• **Goal**: Every entry must be repeated exactly. Exclude all pictures.

___ Input ___

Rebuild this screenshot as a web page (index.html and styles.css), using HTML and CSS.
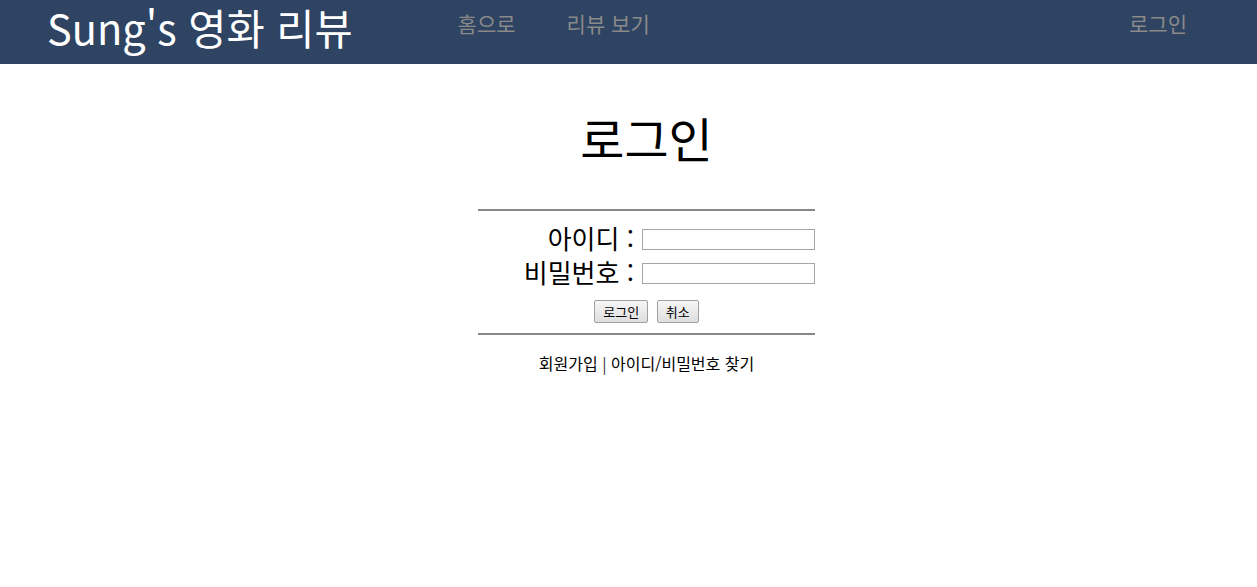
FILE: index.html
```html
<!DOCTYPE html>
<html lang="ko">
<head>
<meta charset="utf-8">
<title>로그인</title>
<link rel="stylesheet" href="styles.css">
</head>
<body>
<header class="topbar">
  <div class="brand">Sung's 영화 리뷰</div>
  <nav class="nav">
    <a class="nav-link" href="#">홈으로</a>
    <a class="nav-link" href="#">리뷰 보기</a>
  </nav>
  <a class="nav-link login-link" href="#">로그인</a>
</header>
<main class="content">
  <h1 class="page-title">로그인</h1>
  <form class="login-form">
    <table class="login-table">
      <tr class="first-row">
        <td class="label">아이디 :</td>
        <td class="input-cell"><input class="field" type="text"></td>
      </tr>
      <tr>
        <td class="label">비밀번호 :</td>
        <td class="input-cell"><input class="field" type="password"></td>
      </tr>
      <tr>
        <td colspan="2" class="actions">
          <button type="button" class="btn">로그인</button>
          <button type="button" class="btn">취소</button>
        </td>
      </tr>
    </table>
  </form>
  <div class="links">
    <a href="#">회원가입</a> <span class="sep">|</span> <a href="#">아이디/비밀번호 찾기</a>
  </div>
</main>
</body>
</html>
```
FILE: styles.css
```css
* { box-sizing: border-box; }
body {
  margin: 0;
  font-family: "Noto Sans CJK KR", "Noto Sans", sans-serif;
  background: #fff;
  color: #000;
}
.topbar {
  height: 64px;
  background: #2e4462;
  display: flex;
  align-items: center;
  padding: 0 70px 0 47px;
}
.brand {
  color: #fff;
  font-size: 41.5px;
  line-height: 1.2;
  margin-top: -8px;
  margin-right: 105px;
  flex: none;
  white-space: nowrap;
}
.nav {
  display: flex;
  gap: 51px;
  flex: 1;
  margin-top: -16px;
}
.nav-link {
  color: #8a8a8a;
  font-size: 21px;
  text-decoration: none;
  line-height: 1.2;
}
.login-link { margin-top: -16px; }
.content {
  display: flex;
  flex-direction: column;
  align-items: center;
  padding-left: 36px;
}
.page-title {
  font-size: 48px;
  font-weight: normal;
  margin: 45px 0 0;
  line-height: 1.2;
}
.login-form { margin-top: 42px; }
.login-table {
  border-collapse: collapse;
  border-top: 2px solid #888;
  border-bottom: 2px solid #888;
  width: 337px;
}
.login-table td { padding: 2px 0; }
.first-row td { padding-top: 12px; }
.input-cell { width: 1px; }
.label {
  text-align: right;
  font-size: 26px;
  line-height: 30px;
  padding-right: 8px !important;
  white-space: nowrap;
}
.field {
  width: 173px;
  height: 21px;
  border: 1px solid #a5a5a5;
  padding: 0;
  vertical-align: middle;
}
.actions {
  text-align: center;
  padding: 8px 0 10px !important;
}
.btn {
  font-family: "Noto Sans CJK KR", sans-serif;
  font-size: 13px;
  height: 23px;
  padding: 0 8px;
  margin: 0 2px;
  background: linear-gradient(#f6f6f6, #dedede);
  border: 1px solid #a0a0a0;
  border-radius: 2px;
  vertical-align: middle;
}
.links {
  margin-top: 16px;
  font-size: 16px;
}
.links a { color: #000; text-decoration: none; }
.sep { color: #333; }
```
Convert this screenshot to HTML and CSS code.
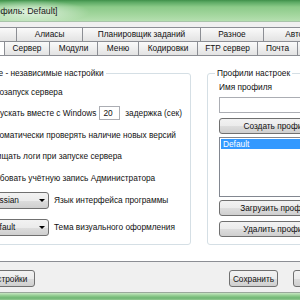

___

• **Answer**:
Rebuild this screenshot as a web page (index.html and styles.css), using HTML and CSS.
FILE: index.html
```html
<!DOCTYPE html>
<html lang="ko">
<head>
<meta charset="utf-8">
<title>로그인</title>
<link rel="stylesheet" href="styles.css">
</head>
<body>
<header class="topbar">
  <div class="brand">Sung's 영화 리뷰</div>
  <nav class="nav">
    <a class="nav-link" href="#">홈으로</a>
    <a class="nav-link" href="#">리뷰 보기</a>
  </nav>
  <a class="nav-link login-link" href="#">로그인</a>
</header>
<main class="content">
  <h1 class="page-title">로그인</h1>
  <form class="login-form">
    <table class="login-table">
      <tr class="first-row">
        <td class="label">아이디 :</td>
        <td class="input-cell"><input class="field" type="text"></td>
      </tr>
      <tr>
        <td class="label">비밀번호 :</td>
        <td class="input-cell"><input class="field" type="password"></td>
      </tr>
      <tr>
        <td colspan="2" class="actions">
          <button type="button" class="btn">로그인</button>
          <button type="button" class="btn">취소</button>
        </td>
      </tr>
    </table>
  </form>
  <div class="links">
    <a href="#">회원가입</a> <span class="sep">|</span> <a href="#">아이디/비밀번호 찾기</a>
  </div>
</main>
</body>
</html>
```
FILE: styles.css
```css
* { box-sizing: border-box; }
body {
  margin: 0;
  font-family: "Noto Sans CJK KR", "Noto Sans", sans-serif;
  background: #fff;
  color: #000;
}
.topbar {
  height: 64px;
  background: #2e4462;
  display: flex;
  align-items: center;
  padding: 0 70px 0 47px;
}
.brand {
  color: #fff;
  font-size: 41.5px;
  line-height: 1.2;
  margin-top: -8px;
  margin-right: 105px;
  flex: none;
  white-space: nowrap;
}
.nav {
  display: flex;
  gap: 51px;
  flex: 1;
  margin-top: -16px;
}
.nav-link {
  color: #8a8a8a;
  font-size: 21px;
  text-decoration: none;
  line-height: 1.2;
}
.login-link { margin-top: -16px; }
.content {
  display: flex;
  flex-direction: column;
  align-items: center;
  padding-left: 36px;
}
.page-title {
  font-size: 48px;
  font-weight: normal;
  margin: 45px 0 0;
  line-height: 1.2;
}
.login-form { margin-top: 42px; }
.login-table {
  border-collapse: collapse;
  border-top: 2px solid #888;
  border-bottom: 2px solid #888;
  width: 337px;
}
.login-table td { padding: 2px 0; }
.first-row td { padding-top: 12px; }
.input-cell { width: 1px; }
.label {
  text-align: right;
  font-size: 26px;
  line-height: 30px;
  padding-right: 8px !important;
  white-space: nowrap;
}
.field {
  width: 173px;
  height: 21px;
  border: 1px solid #a5a5a5;
  padding: 0;
  vertical-align: middle;
}
.actions {
  text-align: center;
  padding: 8px 0 10px !important;
}
.btn {
  font-family: "Noto Sans CJK KR", sans-serif;
  font-size: 13px;
  height: 23px;
  padding: 0 8px;
  margin: 0 2px;
  background: linear-gradient(#f6f6f6, #dedede);
  border: 1px solid #a0a0a0;
  border-radius: 2px;
  vertical-align: middle;
}
.links {
  margin-top: 16px;
  font-size: 16px;
}
.links a { color: #000; text-decoration: none; }
.sep { color: #333; }
```
Convert this screenshot to HTML and CSS code.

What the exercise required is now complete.